Pyrenees glaciers may disappear completely by 2050

Pyrenees glaciers may disappear completely by 2050
Pyrenees glaciers may disappear completely by 2050

Glaciers, located in the cliffs of the Pyrenees mountains separating France and Spain, could disappear in the next 30 years due to rising global temperatures. Scientists from the French Regional Glacier Research Association estimate that the Pyrenean ice is threatened with complete extinction by 2050, according to

Experts base their forecast on measurements that have been carried out for 18 consecutive years in a group of 9 glaciers located on the French side.

The United Nations said the past decade was the hottest on record and warned that persistent greenhouse gas emissions would accelerate the rise in global average temperatures, leading to a decrease in ice cover.

Comprehensive surveys and GPS tracking of glaciers in the Pyrenees point to the same effects already noted on glaciers in the Alps and Greenland: Warmer and drier winters are destroying ice reserves irrevocably.

The total area of the nine glaciers is now 79 hectares, up from 140 hectares recorded 17 years ago. This is only a small part of the 450 hectares that ice occupied in the middle of the 19th century, and the rate of melting is accelerating. Since 2002, the Pyrenean glaciers have been losing 3.6 hectares annually, which is equal to 5 football fields.

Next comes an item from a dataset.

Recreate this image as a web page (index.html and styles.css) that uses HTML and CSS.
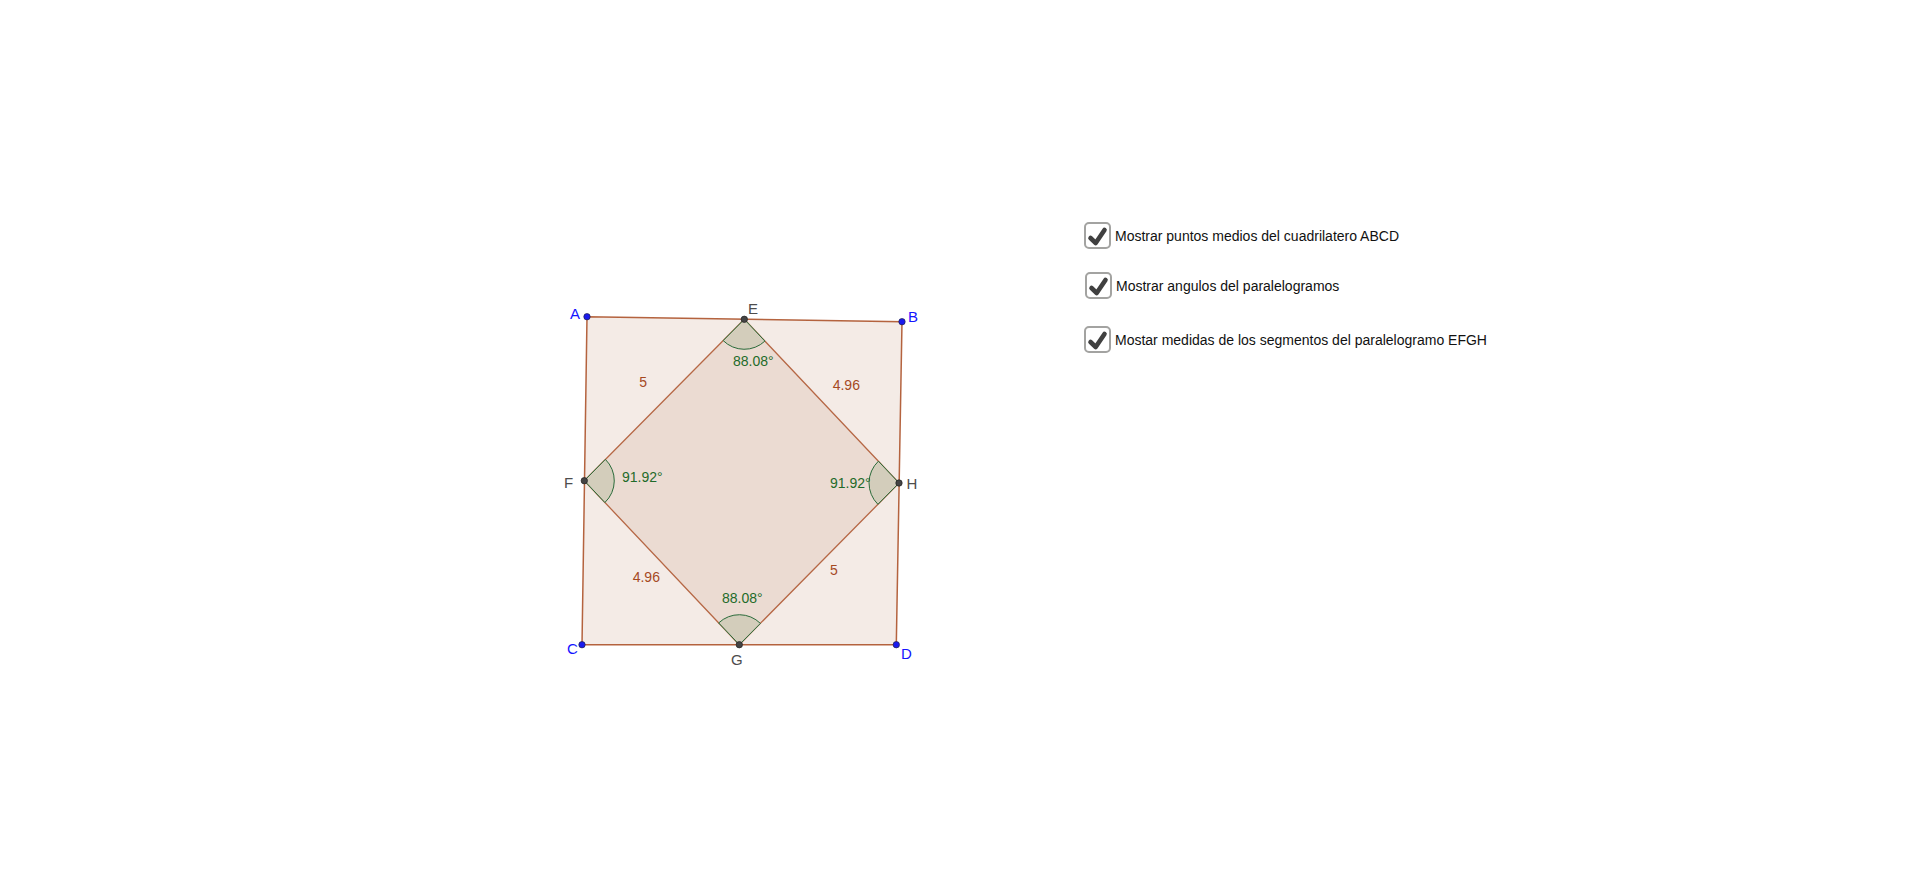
FILE: index.html
```html
<!DOCTYPE html>
<html lang="es">
<head>
    <meta charset="UTF-8">
    <title>Paralelogramo de puntos medios</title>
    <link rel="stylesheet" href="styles.css">
</head>
<body>
    <div class="applet">
        <svg class="board" viewBox="0 0 1920 878" xmlns="http://www.w3.org/2000/svg">
            <!-- cuadrilatero ABCD -->
            <polygon class="quad" points="587,316.7 902,321.7 896.3,644.7 582,644.7"/>
            <!-- paralelogramo EFGH -->
            <polygon class="para" points="744.3,319.3 584.3,480.7 739.3,644.7 899,483"/>

            <!-- angulos -->
            <path class="angle" d="M744.3 319.3 L723.2 340.6 A30 30 0 0 0 764.9 341.1 Z"/>
            <path class="angle" d="M584.3 480.7 L605.4 459.4 A30 30 0 0 1 604.9 502.5 Z"/>
            <path class="angle" d="M899 483 L878.4 461.2 A30 30 0 0 0 877.9 504.3 Z"/>
            <path class="angle" d="M739.3 644.7 L718.7 622.9 A30 30 0 0 1 760.4 623.4 Z"/>

            <!-- puntos -->
            <circle class="pt-blue" cx="587" cy="316.7" r="3.2"/>
            <circle class="pt-blue" cx="902" cy="321.7" r="3.2"/>
            <circle class="pt-blue" cx="582" cy="644.7" r="3.2"/>
            <circle class="pt-blue" cx="896.3" cy="644.7" r="3.2"/>
            <circle class="pt-dark" cx="744.3" cy="319.3" r="3.2"/>
            <circle class="pt-dark" cx="584.3" cy="480.7" r="3.2"/>
            <circle class="pt-dark" cx="739.3" cy="644.7" r="3.2"/>
            <circle class="pt-dark" cx="899" cy="483" r="3.2"/>

            <!-- etiquetas -->
            <text class="lbl-blue" x="570" y="319">A</text>
            <text class="lbl-blue" x="908" y="322">B</text>
            <text class="lbl-blue" x="567" y="654">C</text>
            <text class="lbl-blue" x="901" y="659">D</text>
            <text class="lbl-dark" x="748" y="314">E</text>
            <text class="lbl-dark" x="564" y="488.3">F</text>
            <text class="lbl-dark" x="731" y="665">G</text>
            <text class="lbl-dark" x="906.5" y="489">H</text>

            <!-- medidas -->
            <text class="lbl-size" x="639.3" y="387">5</text>
            <text class="lbl-size" x="832.7" y="390">4.96</text>
            <text class="lbl-size" x="632.7" y="581.7">4.96</text>
            <text class="lbl-size" x="830" y="575">5</text>
            <text class="lbl-angle" x="733" y="366">88.08°</text>
            <text class="lbl-angle" x="622" y="482">91.92°</text>
            <text class="lbl-angle" x="830" y="488">91.92°</text>
            <text class="lbl-angle" x="722" y="602.7">88.08°</text>
        </svg>

        <div class="controls">
            <label class="check-row">
                <span class="check-box"><svg viewBox="0 0 27 27"><path d="M6.5 16 L11.7 21 L20.5 8"/></svg></span>
                Mostrar puntos medios del cuadrilatero ABCD
            </label>
            <label class="check-row row-angles">
                <span class="check-box"><svg viewBox="0 0 27 27"><path d="M6.5 16 L11.7 21 L20.5 8"/></svg></span>
                Mostrar angulos del paralelogramos
            </label>
            <label class="check-row row-sizes">
                <span class="check-box"><svg viewBox="0 0 27 27"><path d="M6.5 16 L11.7 21 L20.5 8"/></svg></span>
                Mostar medidas de los segmentos del paralelogramo EFGH
            </label>
        </div>
    </div>
</body>
</html>
```

FILE: styles.css
```css
body {
    margin: 0;
    background: #fff;
    font-family: "Liberation Sans", Arial, sans-serif;
    overflow: hidden;
}
.applet {
    position: relative;
    width: 1920px;
    height: 878px;
}
.board {
    display: block;
    width: 1920px;
    height: 878px;
}
.quad {
    fill: #f4ebe6;
    stroke: #a8491f;
    stroke-width: 1.5;
    stroke-opacity: 0.85;
}
.para {
    fill: #ebdbd2;
    stroke: #a8491f;
    stroke-width: 1.3;
    stroke-opacity: 0.8;
}
.angle {
    fill: #d3cdbb;
    stroke: #2a6b3a;
    stroke-width: 1;
}
.pt-blue {
    fill: #1a1aee;
    stroke: #22224a;
    stroke-width: 0.7;
}
.pt-dark {
    fill: #444;
    stroke: #222;
    stroke-width: 0.7;
}
text {
    font-size: 14px;
}
.lbl-blue {
    fill: #1414ff;
    font-size: 15px;
}
.lbl-dark {
    fill: #4d4d4d;
    font-size: 15px;
}
.lbl-size {
    fill: #a5491f;
}
.lbl-angle {
    fill: #1f6b2a;
}
.controls {
    position: absolute;
    left: 1084px;
    top: 222px;
    display: flex;
    flex-direction: column;
}
.check-row {
    display: flex;
    align-items: center;
    gap: 4px;
    font-size: 14px;
    color: #111;
}
.row-angles {
    margin-top: 23px;
    margin-left: 1px;
}
.row-sizes {
    margin-top: 27px;
}
.check-box {
    box-sizing: border-box;
    width: 27px;
    height: 27px;
    border: 2px solid #a3a3a1;
    border-radius: 5px;
    background: #fff;
    flex-shrink: 0;
}
.check-box svg {
    display: block;
    width: 27px;
    height: 27px;
    margin: -2px;
}
.check-box path {
    fill: none;
    stroke: #404040;
    stroke-width: 4.6;
    stroke-linecap: round;
    stroke-linejoin: round;
}
```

2019 was no exception: the lower boundary of most glaciers retreated by 8.1 m last summer, compared to 7.2 m recorded in previous years.

Melting glaciers are disrupting local ecosystems and putting people at risk. Climbers will lose their support points for climbing the steepest peaks, which will complicate their routes. And for travelers at lower altitudes, ice retreat destabilizes previously rugged slopes, increasing the risk of rocks falling and avalanches.